Kim was paraphrased as saying that it was “his will to completely remove the danger of armed conflict and horror of war from the Korean peninsula and turn it into the cradle of peace without nuclear weapons and free from nuclear threat.”

Deadlocked diplomacy

Chung’s trip came amid deadlocked diplomacy over North Korea’s nuclear program. North Korea has taken several steps such as dismantling its nuclear testing site this year, but the U.S. wants it to take more serious disarmament measures.

Chung says Kim’s summit with South Korean President Moon Jae-in will focus on what specific steps must be taken to realize the denuclearization.

He says the Koreas will hold talks next week to prepare for the summit.

KCNA said Kim and the South Korean envoys reached a “satisfactory agreement” over his planned summit with Moon.

Two tracks of diplomacy

Moon, who discussed his plans with President Donald Trump by telephone Tuesday, said his envoys had a crucial task that could determine the prospects for lasting peace.

While pushing ahead with summits and inter-Korean engagement, Seoul is trying to persuade Washington and Pyongyang to proceed with peace and denuclearization processes at the same time so they can overcome a growing dispute over the sequencing of the diplomacy.

Seoul also wants a trilateral summit among the countries, or a four-nation meeting that also includes Beijing, to declare a formal end to the 1950-53 Korean War.

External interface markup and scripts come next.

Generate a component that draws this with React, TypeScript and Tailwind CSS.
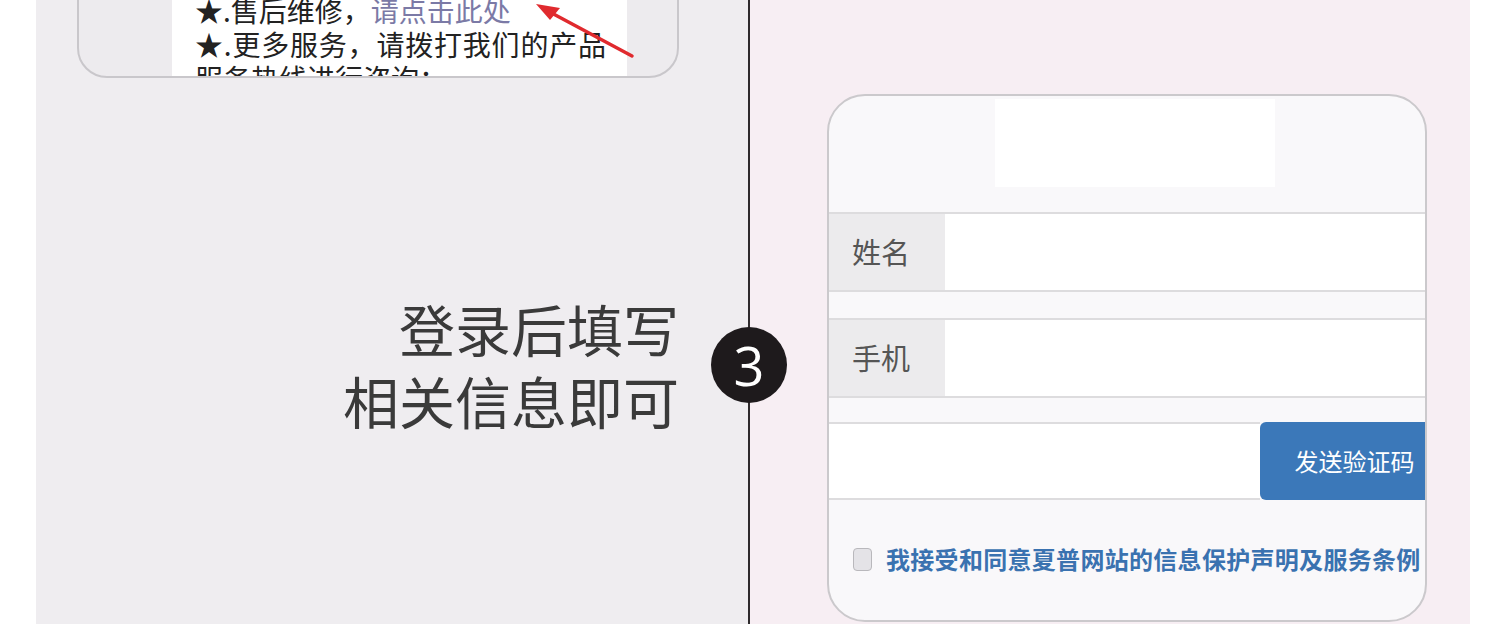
const cjk = { fontFamily: '"Noto Sans CJK SC", "Noto Sans", sans-serif' };

function ServiceCard() {
  return (
    <div className="relative ml-[41px] -mt-[60px] h-[138px] w-[602px] overflow-hidden rounded-b-[30px] border-2 border-[#c9c7cb] bg-[#edebee]">
      <div className="ml-[93px] h-full w-[455px] bg-white pl-[23px] pt-[51px] text-[28px] leading-[34px] text-[#222]">
        <p>
          ★.售后维修，<span className="text-[#7b7aa6]">请点击此处</span>
        </p>
        <p className="tracking-[0.8px]">★.更多服务，请拨打我们的产品</p>
        <p>服务热线进行咨询：</p>
      </div>
      <svg className="absolute left-0 top-0" width="602" height="138" viewBox="0 0 602 138">
        <g transform="translate(-79,58)">
          <line x1="632" y1="56" x2="546" y2="10" stroke="#e02a2e" strokeWidth="3.5" strokeLinecap="round" />
          <path d="M536 4 L560 8 L550 20 Z" fill="#e02a2e" />
        </g>
      </svg>
    </div>
  );
}

function FormRow({ label }: { label: string }) {
  return (
    <div className="flex h-[80px] border-y-2 border-[#dddcde]">
      <div className="flex w-[116px] items-center bg-[#ecebed] pl-[23px] text-[29px] text-[#555]">{label}</div>
      <div className="flex-1 bg-white" />
    </div>
  );
}

export default function App() {
  return (
    <div className="flex h-[624px] w-[1500px] overflow-hidden bg-white" style={cjk}>
      <div className="w-[36px] shrink-0 bg-white" />

      <div className="flex w-[712px] shrink-0 flex-col bg-[#efedf0]">
        <ServiceCard />
        <div className="mt-[214px] pr-[69px] text-right text-[56px] leading-[72px] text-[#3a3a3a]">
          <p>登录后填写</p>
          <p>相关信息即可</p>
        </div>
      </div>

      <div className="relative w-[2px] shrink-0 bg-[#2e2a2c]">
        <div className="absolute left-[-37px] top-[327px] flex h-[76px] w-[76px] items-center justify-center rounded-full bg-[#1e1a1c] text-[54px] leading-none text-white" style={{ fontFamily: '"Open Sans", "DejaVu Sans", sans-serif' }}>
          3
        </div>
      </div>

      <div className="w-[720px] shrink-0 bg-[#f7eef3] pl-[77px] pt-[94px]">
        <div className="flex h-[528px] w-[600px] flex-col overflow-hidden rounded-[38px] border-2 border-[#cbc9cc] bg-[#f9f8fa]">
          <div className="ml-[166px] mt-[3px] h-[88px] w-[280px] bg-white" />
          <div className="mt-[25px]">
            <FormRow label="姓名" />
          </div>
          <div className="mt-[26px]">
            <FormRow label="手机" />
          </div>
          <div className="mt-[24px] flex h-[78px]">
            <div className="w-[431px] border-y-2 border-[#dddcde] bg-white" />
            <div className="flex flex-1 items-center justify-center rounded-l-[6px] bg-[#3b78b9] pl-[24px] text-[24px] text-white">
              发送验证码
            </div>
          </div>
          <div className="mt-[41px] flex items-center pl-[24px]">
            <div className="h-[23px] w-[19px] rounded-[4px] border border-[#b9b8bc] bg-[#e4e3e7]" />
            <span className="ml-[14px] text-[24px] font-bold tracking-[0.3px] text-[#3a72b0]">
              我接受和同意夏普网站的信息保护声明及服务条例
            </span>
          </div>
        </div>
      </div>

      <div className="flex-1 bg-white" />
    </div>
  );
}
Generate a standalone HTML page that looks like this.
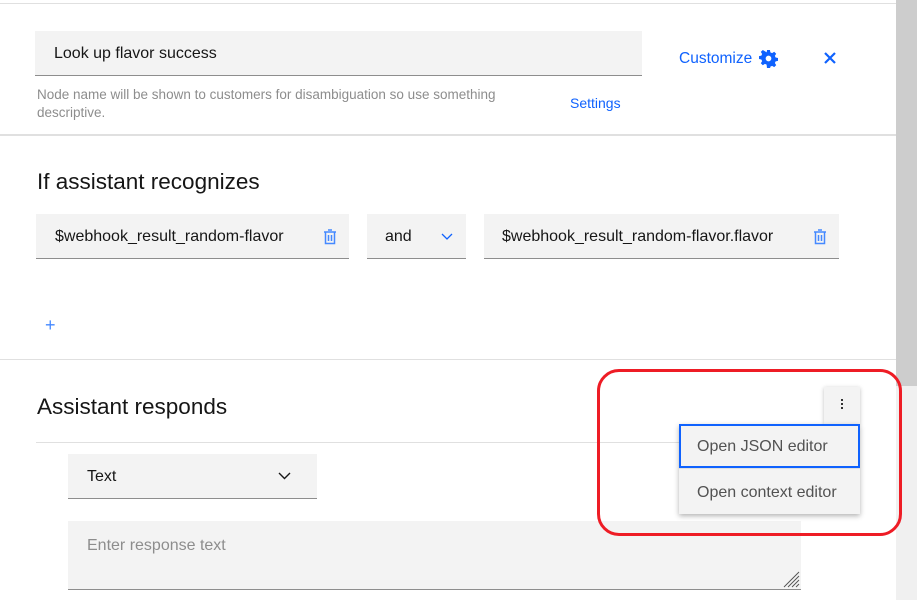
<!DOCTYPE html>
<html><head><style>
*{box-sizing:border-box;margin:0;padding:0}
body{width:924px;height:612px;background:#fff;font-family:"Liberation Sans",sans-serif;position:relative;overflow:hidden;color:#161616}
.a{position:absolute}
.f{background:#f3f3f3;border-bottom:1px solid #8d8d8d;font-size:16px;display:flex;align-items:center;padding-top:2px}
</style></head><body>
<div class="a" style="left:0;top:3px;width:896px;height:1px;background:#e0e0e0"></div>
<div class="a f" style="left:35px;top:31px;width:607px;height:45px;padding-left:19px">Look up flavor success</div>
<div class="a" style="left:37px;top:86px;font-size:13.5px;color:#8d8d8d;line-height:18px;width:505px">Node name will be shown to customers for disambiguation so use something descriptive.</div>
<div class="a" style="left:570px;top:95px;font-size:14px;color:#0f62fe">Settings</div>
<div class="a" style="left:679px;top:50px;font-size:15.5px;color:#0f62fe">Customize</div>
<svg class="a" style="left:759px;top:49px" width="19" height="19" viewBox="0 0 20 20"><path fill="#0f62fe" d="M8.5 1h3l.5 2.5 1.8.8 2.2-1.4 2.1 2.1-1.4 2.2.8 1.8 2.5.5v3l-2.5.5-.8 1.8 1.4 2.2-2.1 2.1-2.2-1.4-1.8.8-.5 2.5h-3L8 16.5l-1.8-.8-2.2 1.4-2.1-2.1 1.4-2.2-.8-1.8L0 10.5v-3l2.5-.5.8-1.8-1.4-2.2L4 1l2.2 1.4L8 3.6zM10 7a3 3 0 100 6 3 3 0 000-6z"/></svg>
<svg class="a" style="left:824px;top:52px" width="12" height="12" viewBox="0 0 12 12"><path d="M1 1L11 11M11 1L1 11" stroke="#0f62fe" stroke-width="2.2"/></svg>
<div class="a" style="left:0;top:134px;width:896px;height:2px;background:#e0e0e0"></div>
<div class="a" style="left:37px;top:169px;font-size:22.5px">If assistant recognizes</div>
<div class="a f" style="left:36px;top:214px;width:313px;height:45px;padding-left:19px">$webhook_result_random-flavor</div>
<svg class="a" style="left:323px;top:229px" width="14" height="16" viewBox="0 0 14 16"><path d="M1 3h12M5 1h4M2.5 3.5v11h9v-11M5.5 6v6M8.5 6v6" stroke="#4589ff" stroke-width="1.5" fill="none"/></svg>
<div class="a f" style="left:367px;top:214px;width:99px;height:45px;padding-left:18px">and</div>
<svg class="a" style="left:441px;top:233px" width="12" height="8" viewBox="0 0 12 8"><path d="M1 1l5 5 5-5" stroke="#0f62fe" stroke-width="1.3" fill="none"/></svg>
<div class="a f" style="left:484px;top:214px;width:355px;height:45px;padding-left:18px">$webhook_result_random-flavor.flavor</div>
<svg class="a" style="left:813px;top:229px" width="14" height="16" viewBox="0 0 14 16"><path d="M1 3h12M5 1h4M2.5 3.5v11h9v-11M5.5 6v6M8.5 6v6" stroke="#4589ff" stroke-width="1.5" fill="none"/></svg>
<div class="a" style="left:45px;top:318px;font-size:18px;color:#4589ff;line-height:14px">+</div>
<div class="a" style="left:0;top:359px;width:896px;height:1px;background:#e0e0e0"></div>
<div class="a" style="left:37px;top:394px;font-size:22.5px">Assistant responds</div>
<div class="a" style="left:36px;top:442px;width:824px;height:1px;background:#e0e0e0"></div>
<div class="a f" style="left:68px;top:454px;width:249px;height:45px;padding-left:19px">Text</div>
<svg class="a" style="left:278px;top:472px" width="13" height="8" viewBox="0 0 13 8"><path d="M1 1l5.5 5.5L12 1" stroke="#161616" stroke-width="1.4" fill="none"/></svg>
<div class="a" style="left:68px;top:521px;width:733px;height:69px;background:#f3f3f3;border-bottom:1px solid #8d8d8d;padding:16px 19px;font-size:16px;color:#8d8d8d">Enter response text</div>
<svg class="a" style="left:782px;top:570px" width="18" height="18" viewBox="0 0 18 18"><path d="M2 17L17 2M6 17L17 6M10 17L17 10M14 17L17 14" stroke="#555" stroke-width="1"/></svg>
<div class="a" style="left:896px;top:0;width:21px;height:600px;background:#f0f0f0"></div>
<div class="a" style="left:896px;top:0;width:21px;height:386px;background:#cdcdcd"></div>
<div class="a" style="left:824px;top:387px;width:36px;height:37px;background:#f3f3f3;box-shadow:0 1px 4px rgba(0,0,0,.25)"></div>
<div class="a" style="left:841px;top:399px;width:2px;height:2px;background:#333;box-shadow:0 4px 0 #333,0 8px 0 #333"></div>
<div class="a" style="left:679px;top:424px;width:181px;height:90px;background:#f3f3f3;box-shadow:0 2px 5px rgba(0,0,0,.3)">
<div style="height:44px;border:2px solid #0f62fe;padding:2px 16px 0;display:flex;align-items:center;font-size:16px;color:#525252">Open JSON editor</div>
<div style="height:46px;border-top:1px solid #e0e0e0;padding:2px 18px 0;display:flex;align-items:center;font-size:16px;color:#525252">Open context editor</div>
</div>
<div class="a" style="left:597px;top:369px;width:305px;height:167px;border:3px solid #ee1c25;border-radius:22px"></div>
</body></html>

The U.N. General Assembly in late September would be an ideal date for Seoul, but many analysts see that possibility as low, considering the complications of the process and how far apart the parties currently are.

U.S. officials have insisted that a peace declaration, which many see as a precursor to the North eventually calling for the removal of all U.S. troops from the Korean Peninsula, cannot come before North Korea takes more concrete action toward abandoning its nuclear weapons. Such steps may include providing an account of the components of its nuclear program, allowing outside inspections and giving up a certain number of its nuclear weapons during the early stages of the negotiations.